Increasing Match Quality
A few people are so obviously gifted in one thing that it would be foolish for them not to pursue it, like the child prodigy who sits down at a piano and plays it with greater aplomb than a concert performer. Some other outliers are endowed with natural gifts that enable them to dominate their competition, like LeBron James in basketball, Usain Bolt in track, or Serena Williams in tennis. But for the rest of us, finding the things that we’re both good at and enjoy doing takes time and is an ongoing journey of self-discovery.
This process is known as match quality. It has led to the development of strength finding assessments that have become popular among executives and other people interested in self-improvement. This is tied to the kind of personality profiling that has gone mainstream in the past few years. In his bestselling book Range, journalist David Epstein references the work of Herminia Ibarra, a professor of organization at London Business School. She believes that strength finding frameworks can be flawed because they’re self-limiting and don’t take into account how people grow and evolve over time.

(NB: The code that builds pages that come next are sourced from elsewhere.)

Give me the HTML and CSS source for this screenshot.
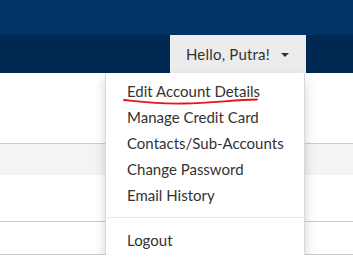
FILE: index.html
```html
<!DOCTYPE html>
<html lang="en">
<head>
    <meta charset="UTF-8">
    <title>Account</title>
    <link rel="stylesheet" href="styles.css">
</head>
<body>
    <div class="topbar"></div>
    <div class="navbar">
        <div class="user-menu">
            <div class="user-toggle">Hello, Putra! <span class="caret"></span></div>
            <div class="dropdown">
                <a href="#">Edit Account Details</a>
                <a href="#">Manage Credit Card</a>
                <a href="#">Contacts/Sub-Accounts</a>
                <a href="#">Change Password</a>
                <a href="#">Email History</a>
                <div class="divider"></div>
                <a href="#">Logout</a>
                <svg class="mark" width="140" height="10" viewBox="0 0 140 10">
                    <path d="M1 3 C 20 5, 35 7, 60 6.5 C 90 6, 110 3, 134 2.5" fill="none" stroke="#e8141c" stroke-width="1.8" stroke-linecap="round"/>
                </svg>
            </div>
        </div>
    </div>
    <div class="content">
        <div class="row row-top"></div>
        <div class="row row-grey"></div>
        <div class="row row-mid"></div>
        <div class="row row-low"></div>
    </div>
</body>
</html>
```

FILE: styles.css
```css
body {
    margin: 0;
    font-family: 'Lato', sans-serif;
    font-size: 15px;
    color: #333;
    background: white;
}
.topbar {
    height: 35px;
    background: #003366;
}
.navbar {
    height: 38px;
    background: #002952;
    display: flex;
    justify-content: flex-end;
    padding-right: 47px;
}
.user-menu {
    position: relative;
}
.user-toggle {
    height: 38px;
    box-sizing: border-box;
    padding: 0 17px 0 16px;
    background: #ececec;
    display: flex;
    align-items: center;
    gap: 11px;
    color: #333;
    letter-spacing: 0.2px;
}
.caret {
    width: 0;
    height: 0;
    border-top: 4px solid #333;
    border-left: 4px solid transparent;
    border-right: 4px solid transparent;
    margin-top: 1px;
}
.dropdown {
    position: absolute;
    top: 100%;
    right: 1px;
    width: 198px;
    padding: 5px 0;
    background: white;
    border: 1px solid rgba(0,0,0,0.15);
    border-top: none;
    border-radius: 0 0 4px 4px;
    box-shadow: 0 6px 12px rgba(0,0,0,0.175);
    z-index: 10;
}
.dropdown a {
    display: block;
    padding: 3px 21px;
    line-height: 20px;
    color: #333;
    text-decoration: none;
    white-space: nowrap;
}
.divider {
    height: 1px;
    margin: 9px 0;
    background: #e5e5e5;
}
.mark {
    position: absolute;
    left: 17px;
    top: 24px;
}
.row {
    border-bottom: 1px solid #cccccc;
}
.row-top {
    height: 70px;
}
.row-grey {
    height: 31px;
    background: #f4f4f4;
    border-bottom: none;
}
.row-mid {
    height: 46px;
}
.row-low {
    height: 32px;
}
```
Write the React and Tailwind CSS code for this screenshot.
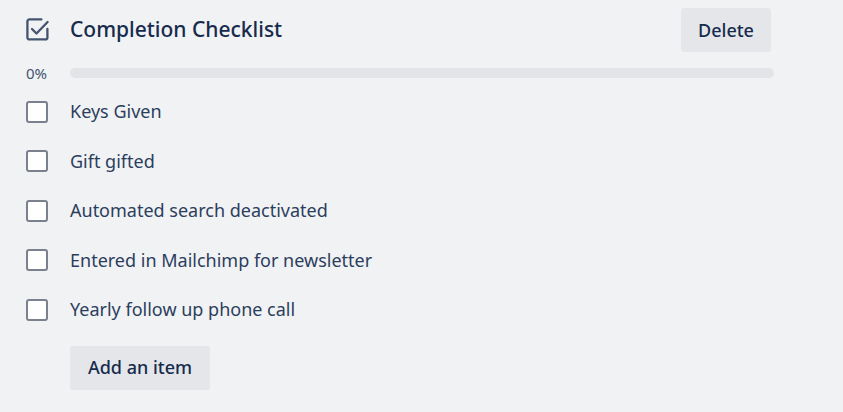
const items = [
  "Keys Given",
  "Gift gifted",
  "Automated search deactivated",
  "Entered in Mailchimp for newsletter",
  "Yearly follow up phone call",
];

const ChecklistIcon = () => (
  <svg width="24" height="24" viewBox="0 0 24 24" fill="none" className="block">
    <path
      d="M21.4 11v8.4a2 2 0 0 1-2 2h-16a2 2 0 0 1-2-2v-16a2 2 0 0 1 2-2h12"
      stroke="#44546f"
      strokeWidth="2.3"
      strokeLinecap="round"
    />
    <path
      d="M6 11l4.5 4.5L21.6 4"
      stroke="#44546f"
      strokeWidth="2.3"
      strokeLinecap="round"
      strokeLinejoin="round"
    />
  </svg>
);

const App = () => {
  return (
    <div
      className="w-[843px] h-[412px] bg-[#f1f2f4] pl-[26px] pr-[69px] overflow-hidden"
      style={{ fontFamily: '"Noto Sans", "Open Sans", sans-serif' }}
    >
      {/* Header */}
      <div className="pt-[8px] flex items-center h-[52px]">
        <div className="w-[44px] flex items-center">
          <ChecklistIcon />
        </div>
        <h2 className="text-[21px] font-medium text-[#172b4d]">Completion Checklist</h2>
        <button className="ml-auto mr-[3px] h-[44px] w-[90px] rounded-[3px] bg-[#e4e6ea] text-[18px] font-medium text-[#172b4d]">
          Delete
        </button>
      </div>

      {/* Progress */}
      <div className="mt-[16px] flex items-center h-[10px]">
        <span className="w-[44px] text-[15px] text-[#44546f]">0%</span>
        <div className="flex-1 h-[10px] rounded-full bg-[#e2e4e8]" />
      </div>

      {/* Items */}
      <div className="mt-[9px]">
        {items.map((item) => (
          <div key={item} className="h-[49.5px] flex items-center">
            <div className="w-[44px]">
              <div className="w-[22px] h-[22px] rounded-[3px] border-2 border-[#7a818c] bg-white" />
            </div>
            <span className="text-[18px] text-[#2c3e5d]">{item}</span>
          </div>
        ))}
      </div>

      <button className="mt-[11px] ml-[44px] h-[44px] w-[140px] rounded-[3px] bg-[#e4e6ea] text-[18px] font-medium text-[#172b4d]">
        Add an item
      </button>
    </div>
  );
};

export default App;
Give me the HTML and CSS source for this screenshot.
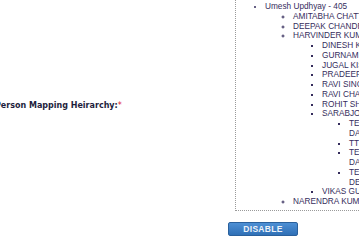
FILE: index.html
```html
<!DOCTYPE html>
<html lang="en">
<head>
  <meta charset="UTF-8" />
  <meta name="viewport" content="width=device-width, initial-scale=1.0"/>
  <title>Person Mapping</title>
  <link rel="stylesheet" href="styles.css">
</head>
<body>
  <div class="field-row">
    <label class="field-label">Person Mapping Heirarchy:<span class="req">*</span></label>

    <!-- hierarchy tree -->
    <div class="tree">
      <ul class="lvl1">
        <li>Umesh Updhyay - 405
          <ul class="lvl2">
            <li>AMITABHA CHATTERJEE</li>
            <li>DEEPAK CHANDRA</li>
            <li>HARVINDER KUMAR
              <ul class="lvl3">
                <li>DINESH KUMAR</li>
                <li>GURNAM SINGH</li>
                <li>JUGAL KISHORE</li>
                <li>PRADEEP KUMAR</li>
                <li>RAVI SINGH</li>
                <li>RAVI CHAUHAN</li>
                <li>ROHIT SHARMA</li>
                <li>SARABJOT SINGH
                  <ul class="lvl4">
                    <li><span>TEJINDER SINGH</span> <span>DALIWAL</span></li>
                    <li><span>TTK</span></li>
                    <li><span>TEJPAL SINGH</span> <span>DAHIYA</span></li>
                    <li><span>TEJVIR SINGH</span> <span>DEOL</span></li>
                  </ul>
                </li>
                <li>VIKAS GUPTA</li>
              </ul>
            </li>
            <li>NARENDRA KUMAR</li>
          </ul>
        </li>
      </ul>
    </div>
  </div>

  <div class="actions">
    <button type="button" class="btn-disable">DISABLE</button>
  </div>
</body>
</html>
```

FILE: styles.css
```css
* {
  box-sizing: border-box;
  margin: 0;
  padding: 0;
}

body {
  font-family: 'Liberation Sans', Arial, sans-serif;
  background-color: #fff;
  width: 359px;
  height: 241px;
  overflow: hidden;
}

.field-row {
  display: flex;
  align-items: center;
  margin-top: -6px;
}

.field-label {
  width: 240px;
  flex-shrink: 0;
  margin-left: -5px;
  padding-top: 6px;
  font-family: 'DejaVu Sans', Verdana, sans-serif;
  font-size: 8px;
  font-weight: bold;
  color: #1e1e3c;
}

.req {
  color: #e0202a;
  font-weight: normal;
}

.tree {
  width: 170px;
  flex-shrink: 0;
  border: 1px dotted #9a9a9a;
  padding: 7px 0 3px;
  font-size: 8.25px;
  line-height: 9.75px;
  color: #352d5c;
}

.tree li {
  white-space: nowrap;
}

.lvl1 {
  padding-left: 29px;
  list-style: disc;
}

.lvl2 {
  padding-left: 28px;
  list-style: circle;
}

.lvl3 {
  padding-left: 29px;
  list-style: square;
}

.lvl4 {
  padding-left: 27px;
  list-style: square;
}

.lvl4 li {
  white-space: normal;
}

.lvl4 li span {
  white-space: nowrap;
}

.actions {
  display: flex;
  padding: 11px 0 0 228px;
}

.btn-disable {
  width: 70px;
  height: 14px;
  background: linear-gradient(#4d8fd4, #2f70b6);
  border: 1px solid #2a609c;
  border-radius: 2px;
  color: #eef3f9;
  font-family: 'Liberation Sans', Arial, sans-serif;
  font-size: 8.5px;
  font-weight: bold;
  letter-spacing: 0.3px;
  line-height: 12px;
  cursor: pointer;
}
```
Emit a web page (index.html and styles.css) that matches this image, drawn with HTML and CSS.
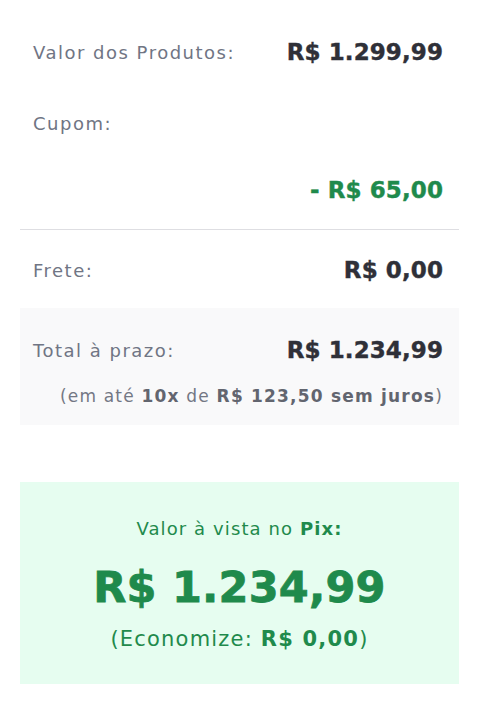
FILE: index.html
```html
<!DOCTYPE html>
<html lang="pt-BR">
<head>
<meta charset="utf-8">
<title>Resumo</title>
<link rel="stylesheet" href="styles.css">
</head>
<body>
<div class="summary">
  <div class="row row-first">
    <span class="label">Valor dos Produtos:</span>
    <span class="value">R$ 1.299,99</span>
  </div>
  <div class="row row-coupon">
    <span class="label">Cupom:</span>
  </div>
  <div class="row row-discount">
    <span class="value discount">- R$ 65,00</span>
  </div>
  <hr class="divider">
  <div class="row row-freight">
    <span class="label">Frete:</span>
    <span class="value">R$ 0,00</span>
  </div>
  <div class="total-box">
    <div class="row">
      <span class="label">Total à prazo:</span>
      <span class="value">R$ 1.234,99</span>
    </div>
    <p class="installments">(em até <b>10x</b> de <b>R$ 123,50 sem juros</b>)</p>
  </div>
  <div class="pix-box">
    <p class="pix-label">Valor à vista no <b>Pix:</b></p>
    <p class="pix-value">R$ 1.234,99</p>
    <p class="pix-save">(Economize: <b>R$ 0,00</b>)</p>
  </div>
</div>
</body>
</html>
```
FILE: styles.css
```css
html, body {
  margin: 0;
  padding: 0;
  background: #ffffff;
}
body {
  font-family: "DejaVu Sans", Inter, "Noto Sans", sans-serif;
}
.summary {
  width: 439px;
  margin: 0 0 0 20px;
  padding-top: 36px;
}
.row {
  display: flex;
  justify-content: space-between;
  align-items: center;
  height: 32px;
  padding: 0 16px 0 13px;
}
.row-coupon { margin-top: 39px; }
.row-discount { margin-top: 35px; justify-content: flex-end; }
.label {
  font-size: 18px;
  color: #707584;
  letter-spacing: 1.5px;
}
.value {
  font-size: 23px;
  font-weight: 700;
  color: #2f3038;
  letter-spacing: 0.1px;
  -webkit-text-stroke: 0.4px currentColor;
}
.value.discount { color: #1f8a4c; }
.divider {
  border: 0;
  border-top: 1px solid #dedee2;
  margin: 23px 0 0;
  height: 0;
}
.row-freight { margin-top: 24px; }
.total-box {
  margin-top: 22px;
  background: #f9f9fa;
  padding: 26px 0 17px;
}
.installments {
  margin: 18px 0 0;
  padding: 0 16px 0 13px;
  text-align: right;
  font-size: 17px;
  line-height: 24px;
  color: #737784;
  letter-spacing: 1.2px;
}
.installments b { color: #62656f; font-weight: 700; }
.pix-box {
  margin-top: 57px;
  background: #e6fdf0;
  padding: 35px 0 31px;
  text-align: center;
  color: #1f8a4c;
}
.pix-box p { margin: 0; }
.pix-label {
  font-size: 18px;
  line-height: 24px;
  letter-spacing: 1.1px;
}
.pix-label b { font-weight: 700; }
.pix-value {
  margin-top: 20px !important;
  font-size: 43px;
  line-height: 52px;
  font-weight: 700;
  letter-spacing: 0.2px;
  -webkit-text-stroke: 0.8px currentColor;
}
.pix-save {
  margin-top: 12px !important;
  font-size: 21px;
  line-height: 28px;
  letter-spacing: 1.2px;
}
.pix-save b { font-weight: 700; }
```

Such self-evaluations can also have the unintended consequence of preventing us from trying new things because we mistakenly believe that we will be ill-suited to them or that they will steer us away from the things that we’re supposedly a good fit for. “Ibarra concluded that we maximize match quality throughout life by sampling activities, social groups, contexts, jobs, careers, and then reflecting and adjusting our personal narratives,” Epstein wrote. When he asked Ibarra about why strength finding can’t just be a theoretical exercise, she said, “We discover the possibilities by doing, by trying new activities, building new networks, finding new role models.”
It's all too easy to become so confined by our current routines or bound by limited visions for our future that we never try anything new, different, or challenging. Certainly, you won’t be good at everything and are unlikely to find a new lifelong career or craft at the first attempt. But if you never branch out and give something a shot, you could be severely limiting your match quality, ensuring that the status quo will continue, and preventing yourself from making an invigorating transition. Whereas if you commit to continual exploration, you might find your way to exciting and unexpected destinations in your professional and personal lives.